Another observation that brought me up short: when Gans plays his children at any game from chess to snap, he plays to win. “I see no need to coddle my children in game-playing,” he opines. “If they want that, they can go elsewhere, say, to their mother.” That seems wrong, somehow.

And yet, he observes, his children keep coming back for more, develop their own strategies to win (that is, they cheat) and get to play far more games with their father, because he is less likely to make excuses not to play.

There is much more in the same vein, from the logistical impossibilities of driving multiple children to multiple parties, to a deadpan account of how Gans got himself blacklisted at the local labour ward. He advised his wife, “I think you are broadly delusional. You need drugs and you need them now.”

At the heart of the book is the question of using and misusing incentives. Gans is unabashedly in the school of rational choice. Child No. 1 was toilet trained with the promise of jelly beans. Every member of the household received one jelly bean (or two – don’t ask). Child No. 1 would monitor the administration of rewards, standing outside the bathroom and asking whether Daddy had earned one jelly bean or two.

Sadly, jelly beans proved insufficiently motivating, so the reward was then ratcheted up to chocolate frogs. These were hugely motivating – so much so that the toddler spent literally hours on the lavatory waiting for something to emerge so that she could collect her reward. The entire system took some fine tuning.

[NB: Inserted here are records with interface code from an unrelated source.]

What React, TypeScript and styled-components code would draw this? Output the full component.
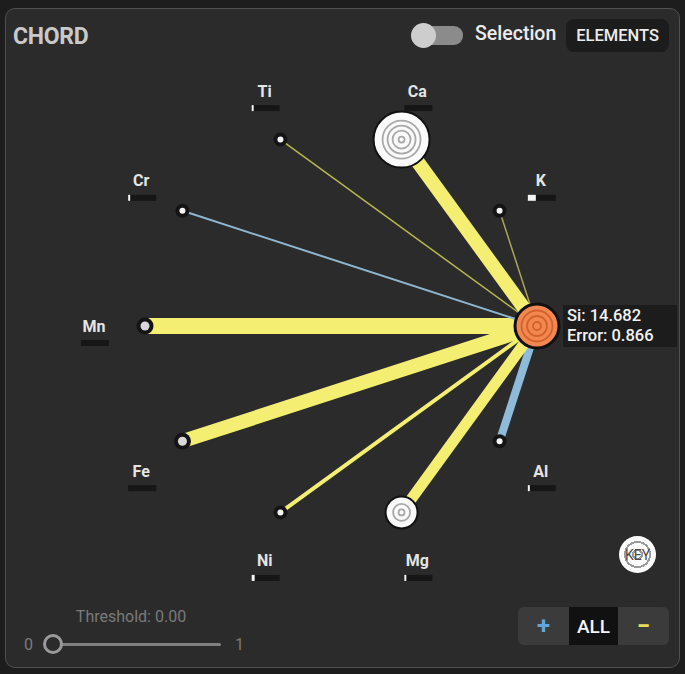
import React from 'react';
import styled, { createGlobalStyle } from 'styled-components';

const GlobalStyle = createGlobalStyle`
  body {
    margin: 0;
    background: #1d1d1d;
    font-family: Roboto, "Liberation Sans", sans-serif;
  }
`;

const Page = styled.div`
  padding: 8px 5px 6px 5px;
`;

const Panel = styled.div`
  box-sizing: border-box;
  width: 675px;
  height: 660px;
  background: #2b2b2b;
  border: 1px solid #505050;
  border-radius: 10px;
  display: flex;
  flex-direction: column;
  overflow: hidden;
`;

const Header = styled.div`
  height: 52px;
  display: flex;
  align-items: center;
  padding: 0 10px 0 7px;
`;

const Title = styled.div`
  font-size: 23px;
  font-weight: 700;
  color: #c9c9c9;
  letter-spacing: -0.3px;
  flex: 1;
  margin-top: 2px;
`;

const Toggle = styled.div`
  position: relative;
  width: 52px;
  height: 24px;
  display: flex;
  align-items: center;
  margin-right: 12px;
`;

const ToggleTrack = styled.div`
  width: 44px;
  height: 19px;
  margin-left: 8px;
  border-radius: 9px;
  background: #8b8b8b;
`;

const ToggleThumb = styled.div`
  position: absolute;
  left: 0;
  top: 0;
  width: 25px;
  height: 25px;
  border-radius: 50%;
  background: #cdcdcd;
`;

const ToggleLabel = styled.div`
  font-size: 19.5px;
  font-weight: 500;
  color: #ececec;
  margin-right: 10px;
  margin-bottom: 4px;
`;

const ElementsButton = styled.button`
  height: 33px;
  padding: 0 10px;
  border: none;
  border-radius: 8px;
  background: #1c1c1c;
  color: #ececec;
  font-family: inherit;
  font-size: 16.5px;
  font-weight: 500;
`;

const Chart = styled.div`
  position: relative;
  height: 535px;
`;

const Tooltip = styled.div`
  position: absolute;
  left: 557px;
  top: 244px;
  width: 114px;
  height: 42px;
  box-sizing: border-box;
  padding: 1px 0 0 4px;
  background: #1c1c1c;
  color: #f2f2f2;
  font-size: 16.5px;
  font-weight: 500;
  line-height: 20px;
`;

const KeyButton = styled.button`
  position: absolute;
  left: 613px;
  top: 475px;
  width: 37px;
  height: 37px;
  padding: 0;
  border: none;
  border-radius: 50%;
  background: repeating-radial-gradient(circle, #ffffff 0 3.5px, #9c9c9c 3.5px 5.5px, #ffffff 5.5px 8px);
  color: #4a4a4a;
  font-family: inherit;
  font-size: 14px;
  display: flex;
  align-items: center;
  justify-content: center;
`;

const Footer = styled.div`
  flex: 1;
  display: flex;
  justify-content: space-between;
  align-items: flex-end;
  padding: 0 10px 22px 18px;
`;

const Threshold = styled.div`
  display: flex;
  flex-direction: column;
  align-items: center;
  gap: 8px;
  margin-bottom: -9px;
`;

const ThresholdLabel = styled.div`
  font-size: 16px;
  color: #7a7a7a;
  margin-right: 6px;
`;

const SliderRow = styled.div`
  display: flex;
  align-items: center;
  gap: 10px;
  color: #7a7a7a;
  font-size: 16px;
`;

const Track = styled.div`
  position: relative;
  width: 182px;
  height: 20px;
  display: flex;
  align-items: center;
`;

const TrackLine = styled.div`
  margin-left: 12px;
  width: 166px;
  height: 3px;
  background: #808080;
  border-radius: 2px;
`;

const Thumb = styled.div`
  position: absolute;
  left: 0;
  top: 0;
  box-sizing: border-box;
  width: 20px;
  height: 20px;
  border-radius: 50%;
  border: 3px solid #9a9a9a;
  background: #2b2b2b;
`;

const Group = styled.div`
  display: flex;
  height: 38px;
  border-radius: 6px;
  background: #3b3b3b;
  overflow: hidden;
`;

const GroupButton = styled.button<{ $tone: string; $active?: boolean }>`
  width: ${p => (p.$active ? 49 : 51)}px;
  border: none;
  padding: 0;
  background: ${p => (p.$active ? '#111111' : 'transparent')};
  color: ${p => p.$tone};
  font-family: inherit;
  font-size: ${p => (p.$active ? 19 : 24)}px;
  font-weight: ${p => (p.$active ? 500 : 700)};
`;

type Node = { name: string; fill: number; line: string; width: number };

const nodes: Node[] = [
  { name: 'Si', fill: 0, line: '', width: 0 },
  { name: 'Al', fill: 2, line: '#8fbbdb', width: 8 },
  { name: 'Mg', fill: 2, line: '#f4ef72', width: 11 },
  { name: 'Ni', fill: 3, line: '#f4ef72', width: 4 },
  { name: 'Fe', fill: 0, line: '#f4ef72', width: 14 },
  { name: 'Mn', fill: 0, line: '#f4ef72', width: 16 },
  { name: 'Cr', fill: 2, line: '#8fb5cf', width: 2 },
  { name: 'Ti', fill: 2, line: '#b9b84c', width: 1.5 },
  { name: 'Ca', fill: 0, line: '#f4ef72', width: 14 },
  { name: 'K', fill: 8, line: '#a8a657', width: 1.5 },
];

const CX = 341;
const CY = 326;
const R = 196;
const LR = 247;

const pos = (i: number, r: number) => {
  const a = (i * 36 * Math.PI) / 180;
  return { x: CX + r * Math.cos(a), y: CY + r * Math.sin(a) };
};

function Rings({ x, y, r, fill, ring, radii, stroke }: { x: number; y: number; r: number; fill: string; ring: string; radii: number[]; stroke: number }) {
  return (
    <g>
      <circle cx={x} cy={y} r={r} fill={fill} stroke="#111" strokeWidth={stroke} />
      {radii.map(rr => (
        <circle key={rr} cx={x} cy={y} r={rr} fill="none" stroke={ring} strokeWidth={1.8} />
      ))}
    </g>
  );
}

function ChordDiagram() {
  const si = pos(0, R);
  return (
    <svg width="673" height="535" viewBox="6 61 673 535" style={{ display: 'block' }}>
      {nodes.slice(1).map((n, k) => {
        const p = pos(k + 1, R);
        return <line key={n.name} x1={p.x} y1={p.y} x2={si.x} y2={si.y} stroke={n.line} strokeWidth={n.width} />;
      })}
      {nodes.map((n, i) => {
        const l = pos(i, LR);
        if (n.name === 'Si') return null;
        return (
          <g key={n.name}>
            <text x={l.x} y={l.y} textAnchor="middle" dominantBaseline="central" fill="#e4e4e4" fontSize="16" fontWeight="700" fontFamily="Roboto, sans-serif">
              {n.name}
            </text>
            <rect x={l.x - 13} y={l.y + 14} width={28} height={6} fill="#161616" />
            {n.fill > 0 && <rect x={l.x - 13} y={l.y + 14} width={n.fill} height={6} fill="#f4f4f4" />}
          </g>
        );
      })}
      {nodes.map((n, i) => {
        const p = pos(i, R);
        if (n.name === 'Si' || n.name === 'Ca' || n.name === 'Mg') return null;
        const big = n.name === 'Mn' || n.name === 'Fe';
        return (
          <g key={n.name}>
            <circle cx={p.x} cy={p.y} r={big ? 8.5 : 7} fill="#141414" />
            <circle cx={p.x} cy={p.y} r={big ? 4.5 : 3} fill={big ? '#d8d8d8' : '#f4f4f4'} />
          </g>
        );
      })}
      <Rings x={pos(8, R).x} y={pos(8, R).y} r={28} fill="#fbfbfb" ring="#a9a9a9" radii={[3, 9, 14, 19]} stroke={2} />
      <Rings x={pos(2, R).x} y={pos(2, R).y} r={16} fill="#fbfbfb" ring="#a9a9a9" radii={[3, 8.5]} stroke={2} />
      <Rings x={si.x} y={si.y} r={22} fill="#f2884f" ring="#d4602f" radii={[4, 10, 15.5]} stroke={3} />
    </svg>
  );
}

export default function App() {
  return (
    <>
      <GlobalStyle />
      <Page>
        <Panel>
          <Header>
            <Title>CHORD</Title>
            <Toggle>
              <ToggleTrack />
              <ToggleThumb />
            </Toggle>
            <ToggleLabel>Selection</ToggleLabel>
            <ElementsButton>ELEMENTS</ElementsButton>
          </Header>
          <Chart>
            <ChordDiagram />
            <Tooltip>
              Si: 14.682
              <br />
              Error: 0.866
            </Tooltip>
            <KeyButton>KEY</KeyButton>
          </Chart>
          <Footer>
            <Threshold>
              <ThresholdLabel>Threshold: 0.00</ThresholdLabel>
              <SliderRow>
                <span>0</span>
                <Track>
                  <TrackLine />
                  <Thumb />
                </Track>
                <span>1</span>
              </SliderRow>
            </Threshold>
            <Group>
              <GroupButton $tone="#64a6dc">+</GroupButton>
              <GroupButton $tone="#f5f5f5" $active>ALL</GroupButton>
              <GroupButton $tone="#e6dd55">−</GroupButton>
            </Group>
          </Footer>
        </Panel>
      </Page>
    </>
  );
}
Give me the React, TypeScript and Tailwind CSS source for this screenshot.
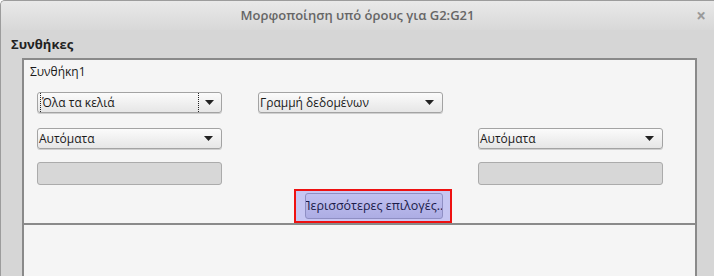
import React from "react";

const font = { fontFamily: '"Open Sans", "Noto Sans", sans-serif' };

function Arrow() {
  return (
    <svg width="9" height="5" viewBox="0 0 9 5" className="shrink-0">
      <path d="M0 0 H9 L4.5 5 Z" fill="#222" />
    </svg>
  );
}

function Dropdown({ label, focused }: { label: string; focused?: boolean }) {
  return (
    <div className="flex h-[21px] w-[185px] items-stretch rounded-[3px] border border-[#a3a3a3] bg-gradient-to-b from-[#fbfbfb] to-[#e6e6e6] text-[12px] leading-[19px] text-[#1a1a1a] shadow-[0_1px_0_#cfcfcf]">
      {focused ? (
        <>
          <span className="ml-[2px] w-[159px] shrink-0 overflow-hidden whitespace-nowrap border-x border-dotted border-[#222] pl-[1px]">
            {label}
          </span>
          <span className="flex flex-1 items-center justify-center pr-[1px]">
            <Arrow />
          </span>
        </>
      ) : (
        <>
          <span className="flex-1 overflow-hidden whitespace-nowrap pl-[1px]">{label}</span>
          <span className="flex w-[26px] shrink-0 items-center justify-center">
            <Arrow />
          </span>
        </>
      )}
    </div>
  );
}

function Field() {
  return <div className="h-[23px] w-[185px] rounded-[3px] border border-[#ababab] bg-[#d7d7d7]" />;
}

export default function App() {
  return (
    <div
      className="flex h-[276px] w-[714px] flex-col overflow-hidden rounded-tl-[5px] border-l border-t border-[#9c9c9c] bg-[#d6d6d6]"
      style={font}
    >
      {/* Title bar */}
      <div className="grid h-[29px] shrink-0 grid-cols-[40px_1fr_40px] items-center bg-gradient-to-b from-[#e9e9e9] to-[#d8d8d8]">
        <div />
        <div className="text-center text-[13px] font-semibold text-[#666]">
          Μορφοποίηση υπό όρους για G2:G21
        </div>
        <div className="flex justify-end pr-[8px] text-[17px] font-bold leading-none text-[#9a9a9a]">×</div>
      </div>

      {/* Section header */}
      <div className="h-[28px] shrink-0 pl-[10px] pt-[5px] text-[13px] font-bold leading-[18px] text-[#222]">
        Συνθήκες
      </div>

      {/* Condition list */}
      <div className="ml-[21px] flex w-[675px] flex-1 flex-col border-2 border-b-0 border-[#8a8a8a] bg-[#f5f5f5]">
        <div className="flex h-[165px] shrink-0 flex-col border-b-2 border-[#8a8a8a]">
          <div className="pl-[6px] pt-[3px] text-[12px] leading-[18px] text-[#1a1a1a]">Συνθήκη1</div>

          <div className="ml-[13px] mt-[11px] flex gap-[36px]">
            <Dropdown label="Όλα τα κελιά" focused />
            <Dropdown label="Γραμμή δεδομένων" />
          </div>

          <div className="ml-[13px] mr-[32px] mt-[15px] flex justify-between">
            <Dropdown label="Αυτόματα" />
            <Dropdown label="Αυτόματα" />
          </div>

          <div className="ml-[13px] mr-[32px] mt-[13px] flex justify-between">
            <Field />
            <Field />
          </div>

          <div className="ml-[270px] mt-[4px] flex h-[34px] w-[158px] items-center border-2 border-[#ee1111] bg-[#c6c6f2] pl-[9px] pr-[7px]">
            <div className="flex h-[26px] w-full justify-center overflow-hidden whitespace-nowrap rounded-[3px] border border-[#8f8fc4] bg-gradient-to-b from-[#c0c0f0] to-[#adade4] text-[12.5px] leading-[24px] text-[#1c1c4a]">
              <span>Περισσότερες επιλογές...</span>
            </div>
          </div>
        </div>
        <div className="flex-1" />
      </div>
    </div>
  );
}
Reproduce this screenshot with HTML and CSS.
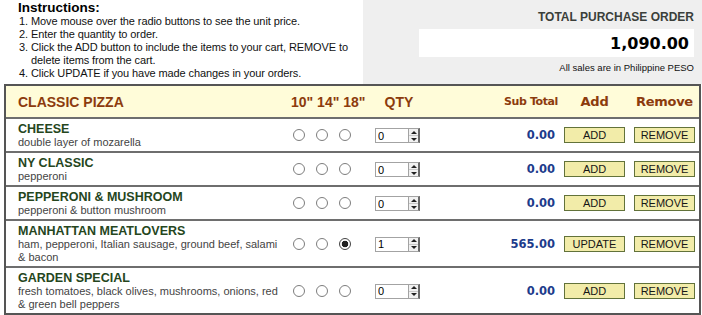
FILE: index.html
```html
<!DOCTYPE html>
<html>
<head>
<meta charset="utf-8">
<title>Classic Pizza Order</title>
<link rel="stylesheet" href="styles.css">
</head>
<body>
<div class="top">
  <div class="instructions">
    <h2 class="instr-title">Instructions:</h2>
    <ol class="instr-list">
      <li>Move mouse over the radio buttons to see the unit price.</li>
      <li>Enter the quantity to order.</li>
      <li>Click the ADD button to include the items to your cart, REMOVE to delete items from the cart.</li>
      <li>Click UPDATE if you have made changes in your orders.</li>
    </ol>
  </div>
  <div class="summary">
    <div class="summary-title">TOTAL PURCHASE ORDER</div>
    <div class="summary-total">1,090.00</div>
    <div class="summary-note">All sales are in Philippine PESO</div>
  </div>
</div>

<table class="menu">
  <colgroup>
    <col class="w-name"><col class="w-size"><col class="w-qty"><col class="w-sub"><col class="w-add"><col class="w-rem">
  </colgroup>
  <thead>
    <tr>
      <th class="h-name">CLASSIC PIZZA</th>
      <th class="h-size">10" 14" 18"</th>
      <th class="h-qty">QTY</th>
      <th class="h-sub">Sub Total</th>
      <th class="h-add">Add</th>
      <th class="h-rem">Remove</th>
    </tr>
  </thead>
  <tbody>
    <tr>
      <td class="c-name"><div class="item">CHEESE</div><div class="desc">double layer of mozarella</div></td>
      <td class="c-size"><span class="sizes"><input class="radio" type="radio" name="p1"><input class="radio" type="radio" name="p1"><input class="radio" type="radio" name="p1"></span></td>
      <td class="c-qty"><span class="qty"><input class="qty-field" type="text" value="0"><span class="spin"><span class="arr up"></span><span class="arr dn"></span></span></span></td>
      <td class="c-sub">0.00</td>
      <td class="c-add"><button class="btn">ADD</button></td>
      <td class="c-rem"><button class="btn btn-rem">REMOVE</button></td>
    </tr>
    <tr>
      <td class="c-name"><div class="item">NY CLASSIC</div><div class="desc">pepperoni</div></td>
      <td class="c-size"><span class="sizes"><input class="radio" type="radio" name="p2"><input class="radio" type="radio" name="p2"><input class="radio" type="radio" name="p2"></span></td>
      <td class="c-qty"><span class="qty"><input class="qty-field" type="text" value="0"><span class="spin"><span class="arr up"></span><span class="arr dn"></span></span></span></td>
      <td class="c-sub">0.00</td>
      <td class="c-add"><button class="btn">ADD</button></td>
      <td class="c-rem"><button class="btn btn-rem">REMOVE</button></td>
    </tr>
    <tr>
      <td class="c-name"><div class="item">PEPPERONI &amp; MUSHROOM</div><div class="desc">pepperoni &amp; button mushroom</div></td>
      <td class="c-size"><span class="sizes"><input class="radio" type="radio" name="p3"><input class="radio" type="radio" name="p3"><input class="radio" type="radio" name="p3"></span></td>
      <td class="c-qty"><span class="qty"><input class="qty-field" type="text" value="0"><span class="spin"><span class="arr up"></span><span class="arr dn"></span></span></span></td>
      <td class="c-sub">0.00</td>
      <td class="c-add"><button class="btn">ADD</button></td>
      <td class="c-rem"><button class="btn btn-rem">REMOVE</button></td>
    </tr>
    <tr>
      <td class="c-name"><div class="item">MANHATTAN MEATLOVERS</div><div class="desc">ham, pepperoni, Italian sausage, ground beef, salami &amp; bacon</div></td>
      <td class="c-size"><span class="sizes"><input class="radio" type="radio" name="p4"><input class="radio" type="radio" name="p4"><input class="radio" type="radio" name="p4" checked></span></td>
      <td class="c-qty"><span class="qty"><input class="qty-field" type="text" value="1"><span class="spin"><span class="arr up"></span><span class="arr dn"></span></span></span></td>
      <td class="c-sub">565.00</td>
      <td class="c-add"><button class="btn">UPDATE</button></td>
      <td class="c-rem"><button class="btn btn-rem">REMOVE</button></td>
    </tr>
    <tr>
      <td class="c-name"><div class="item">GARDEN SPECIAL</div><div class="desc">fresh tomatoes, black olives, mushrooms, onions, red &amp; green bell peppers</div></td>
      <td class="c-size"><span class="sizes"><input class="radio" type="radio" name="p5"><input class="radio" type="radio" name="p5"><input class="radio" type="radio" name="p5"></span></td>
      <td class="c-qty"><span class="qty"><input class="qty-field" type="text" value="0"><span class="spin"><span class="arr up"></span><span class="arr dn"></span></span></span></td>
      <td class="c-sub">0.00</td>
      <td class="c-add"><button class="btn">ADD</button></td>
      <td class="c-rem"><button class="btn btn-rem">REMOVE</button></td>
    </tr>
  </tbody>
</table>
</body>
</html>
```

FILE: styles.css
```css
html, body {
  margin: 0;
  padding: 0;
  background: #ffffff;
}

body {
  font-family: "Liberation Sans", Arial, sans-serif;
  color: #000;
}

/* ---------- top area ---------- */
.top {
  display: flex;
  height: 84px;
}

.instructions {
  width: 363px;
  flex: none;
}

.instr-title {
  margin: 0 0 0 18px;
  font-size: 13.5px;
  line-height: 15px;
  font-weight: bold;
}

.instr-list {
  margin: 0;
  padding-left: 31px;
  font-size: 11px;
  letter-spacing: -0.1px;
  line-height: 13px;
  color: #111;
}

.summary {
  flex: 1;
  background: #efefef;
  padding: 10px 8px 0 56px;
  text-align: right;
}

.summary-title {
  font-size: 12px;
  line-height: 14px;
  font-weight: bold;
  color: #3b3f3b;
}

.summary-total {
  margin-top: 5px;
  height: 28px;
  background: #fff;
  font-family: "DejaVu Sans", Verdana, sans-serif;
  font-weight: bold;
  font-size: 16px;
  line-height: 29px;
  padding-right: 5px;
  color: #000;
}

.summary-note {
  margin-top: 6px;
  font-size: 9.5px;
  line-height: 10px;
  color: #111;
}

/* ---------- menu table ---------- */
.menu {
  margin-left: 4px;
  width: 697px;
  table-layout: fixed;
  border-collapse: separate;
  border-spacing: 0;
  border: 2px solid #555;
}

.w-name { width: 279px; }
.w-size { width: 83px; }
.w-qty  { width: 62px; }
.w-sub  { width: 129px; }
.w-add  { width: 71px; }
.w-rem  { width: 69px; }

.menu thead th {
  background: #fffcd9;
  color: #8c3b0d;
  font-weight: bold;
  height: 31px;
  padding: 0;
  vertical-align: middle;
}

.menu thead th.h-name {
  text-align: left;
  padding-left: 12px;
  font-size: 14px;
}

.menu thead th.h-size {
  text-align: left;
  padding-left: 6px;
  font-size: 14px;
  white-space: nowrap;
}

.menu thead th.h-qty {
  text-align: center;
  font-size: 14px;
}

.menu thead th.h-sub {
  text-align: right;
  padding-right: 1px;
  font-family: "DejaVu Sans", Verdana, sans-serif;
  font-size: 11px;
  letter-spacing: -0.4px;
}

.menu thead th.h-add,
.menu thead th.h-rem {
  text-align: center;
  font-family: "DejaVu Sans", Verdana, sans-serif;
  font-size: 13px;
  letter-spacing: -0.3px;
}

.menu tbody td {
  border-top: 2px solid #6e6e6e;
  vertical-align: middle;
  padding: 0;
}

.menu tbody td.c-name {
  padding: 3px 2px 2px 12px;
}

.item {
  font-size: 12.5px;
  line-height: 14px;
  font-weight: bold;
  color: #25461d;
}

.desc {
  font-size: 11px;
  line-height: 13px;
  color: #444;
}

.menu tbody td.c-size {
  padding-left: 8px;
}

.sizes {
  display: flex;
  gap: 11px;
  align-items: center;
}

.radio {
  -webkit-appearance: none;
  appearance: none;
  margin: 0;
  width: 12px;
  height: 12px;
  border: 1px solid #7d7d7d;
  border-radius: 50%;
  background: #fff;
  flex: none;
}

.radio:checked {
  border-color: #444;
  background: radial-gradient(circle, #222 0, #222 3px, #fff 3.6px);
}

.menu tbody td.c-qty {
  padding-left: 7px;
}

.qty {
  display: inline-flex;
  vertical-align: middle;
  height: 15px;
}

.qty-field {
  box-sizing: border-box;
  width: 33px;
  height: 15px;
  margin: 0;
  padding: 0 0 0 2px;
  border: 1px solid #a3a3a3;
  border-right: none;
  font-family: "Liberation Sans", Arial, sans-serif;
  font-size: 11px;
  color: #000;
  background: #fff;
  outline: none;
}

.spin {
  box-sizing: border-box;
  width: 12px;
  height: 15px;
  border: 1px solid #a3a3a3;
  border-right: 2px solid #6a6a6a;
  background: #f1f1f1;
  display: flex;
  flex-direction: column;
}

.arr {
  flex: 1;
  display: flex;
  align-items: center;
  justify-content: center;
}

.arr.up {
  border-bottom: 1px solid #c9c9c9;
}

.arr.up::before {
  content: "";
  border-left: 3px solid transparent;
  border-right: 3px solid transparent;
  border-bottom: 3px solid #222;
}

.arr.dn::before {
  content: "";
  border-left: 3px solid transparent;
  border-right: 3px solid transparent;
  border-top: 3px solid #222;
}

.menu tbody td.c-sub {
  text-align: right;
  padding-right: 4px;
  font-family: "DejaVu Sans", Verdana, sans-serif;
  font-weight: bold;
  font-size: 11.5px;
  color: #1d3b8b;
}

.menu tbody td.c-add {
  padding-left: 5px;
}

.menu tbody td.c-rem {
  padding-left: 4px;
}

.btn {
  box-sizing: border-box;
  width: 61px;
  height: 16px;
  padding: 0;
  margin: 0;
  display: block;
  background: #f2eca9;
  border: 1px solid #62723a;
  font-family: "Liberation Sans Narrow", "Liberation Sans", Arial, sans-serif;
  font-size: 11px;
  line-height: 14px;
  color: #161616;
}
```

Child No. 2 achieved a real coup when he earned a toy by emerging from his room with dry training pants every night for a week. Alas, he achieved this by changing his pants in the morning. When told this was against the rules, he simply removed his training pants and left them by the bed, wetting it but keeping the training pants bone dry, as the bonus scheme required. It’s a witty and instructive episode – and the lesson should be noted not just by parents but by anyone setting an investment banker’s bonus.

The Gans family solved the problem for Child No. 3 by outsourcing potty training to daycare. If only we could do the same for Wall Street and the City.